## DATA PROVIDED
■ ■ ■
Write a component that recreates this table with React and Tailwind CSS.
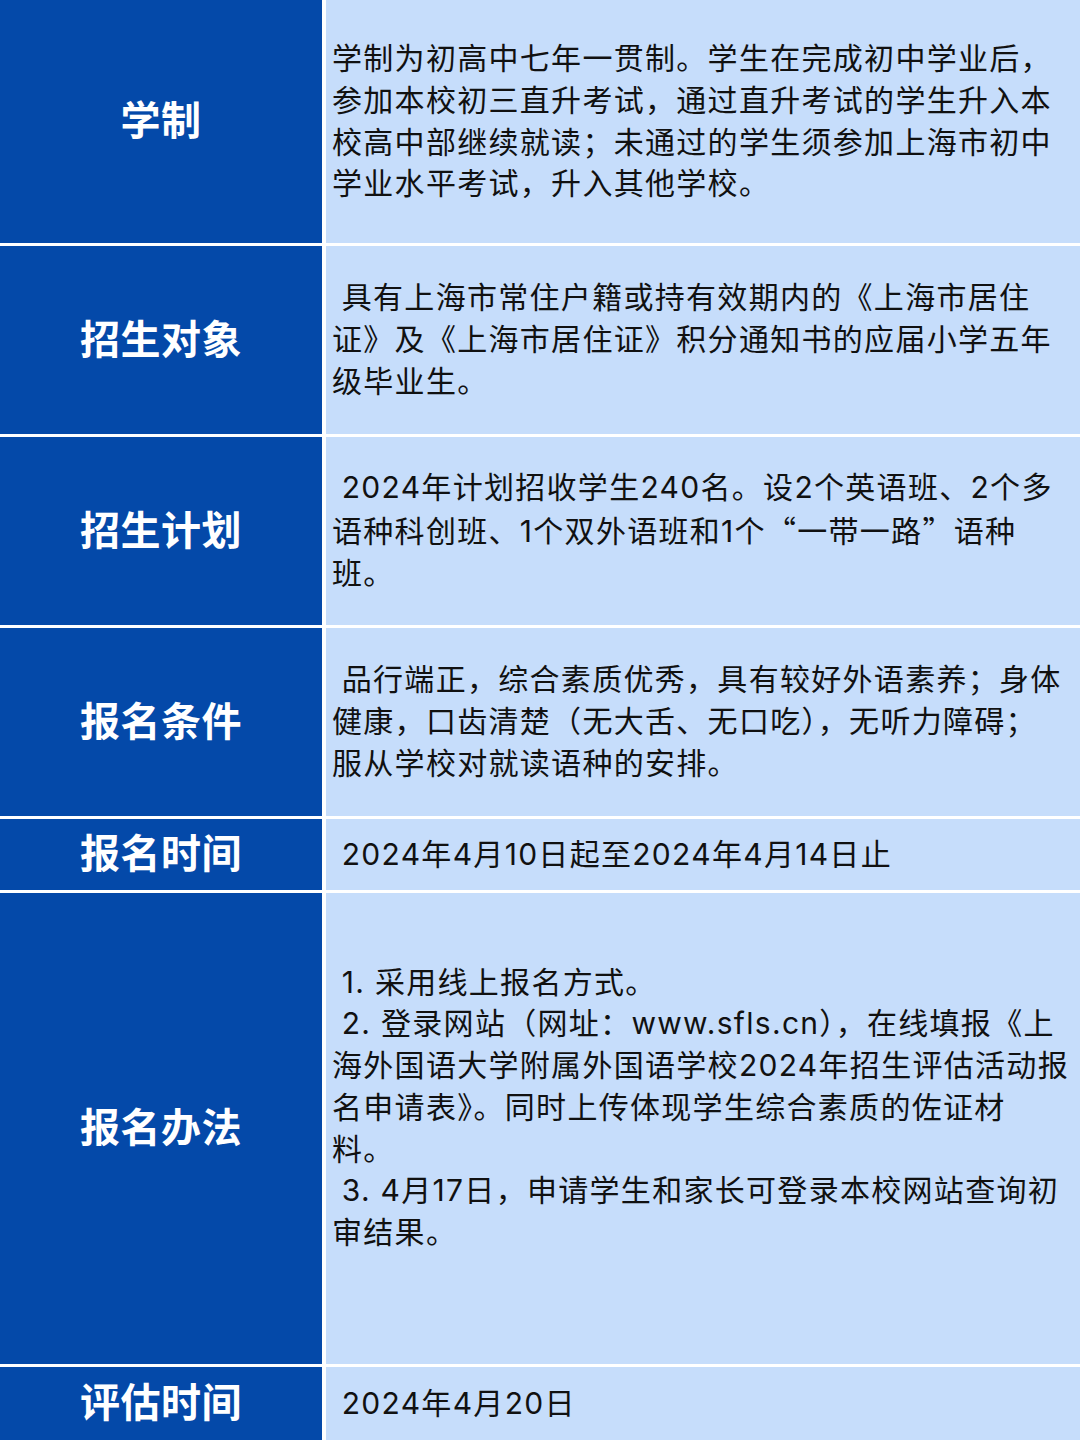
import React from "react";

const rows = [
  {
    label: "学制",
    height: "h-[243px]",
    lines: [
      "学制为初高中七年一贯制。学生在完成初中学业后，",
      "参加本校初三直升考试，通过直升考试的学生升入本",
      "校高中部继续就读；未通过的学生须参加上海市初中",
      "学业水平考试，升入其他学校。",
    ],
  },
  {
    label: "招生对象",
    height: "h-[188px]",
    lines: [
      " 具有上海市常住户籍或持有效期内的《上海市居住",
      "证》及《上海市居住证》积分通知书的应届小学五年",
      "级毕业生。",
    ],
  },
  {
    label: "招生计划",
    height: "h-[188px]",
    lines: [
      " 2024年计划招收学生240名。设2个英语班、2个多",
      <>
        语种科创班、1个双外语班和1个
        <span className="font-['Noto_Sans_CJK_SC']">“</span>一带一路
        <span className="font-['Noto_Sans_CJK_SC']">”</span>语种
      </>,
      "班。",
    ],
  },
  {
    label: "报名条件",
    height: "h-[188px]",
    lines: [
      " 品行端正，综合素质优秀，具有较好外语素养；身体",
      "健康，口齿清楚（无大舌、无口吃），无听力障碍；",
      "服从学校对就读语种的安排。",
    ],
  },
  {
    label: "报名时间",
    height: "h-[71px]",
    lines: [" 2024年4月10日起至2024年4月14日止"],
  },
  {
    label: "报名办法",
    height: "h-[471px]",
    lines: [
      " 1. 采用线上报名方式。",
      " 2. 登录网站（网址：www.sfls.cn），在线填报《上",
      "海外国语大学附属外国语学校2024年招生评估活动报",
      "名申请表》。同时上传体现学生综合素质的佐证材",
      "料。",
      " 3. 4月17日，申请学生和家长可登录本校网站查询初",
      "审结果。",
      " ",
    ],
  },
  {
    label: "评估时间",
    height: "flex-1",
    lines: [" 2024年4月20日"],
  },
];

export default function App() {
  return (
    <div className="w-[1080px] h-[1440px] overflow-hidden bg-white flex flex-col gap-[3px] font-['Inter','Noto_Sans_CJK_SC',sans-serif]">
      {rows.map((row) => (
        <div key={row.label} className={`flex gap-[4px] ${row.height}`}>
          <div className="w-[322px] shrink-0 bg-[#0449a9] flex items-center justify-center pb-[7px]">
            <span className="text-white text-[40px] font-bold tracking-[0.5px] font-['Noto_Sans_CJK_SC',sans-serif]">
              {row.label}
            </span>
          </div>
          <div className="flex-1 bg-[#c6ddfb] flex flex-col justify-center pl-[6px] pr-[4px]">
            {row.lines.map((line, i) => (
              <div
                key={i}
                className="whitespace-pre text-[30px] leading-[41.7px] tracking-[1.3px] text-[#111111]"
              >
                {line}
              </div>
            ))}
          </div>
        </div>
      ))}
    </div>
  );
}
■ ■ ■
## WHAT IS BEING ASKED
Write out, word for word, the lines from the start of the data through the one holding "import React from". Omit pictures.

## WORKED ANSWER
Write a component that recreates this table with React and Tailwind CSS.
import React from "react";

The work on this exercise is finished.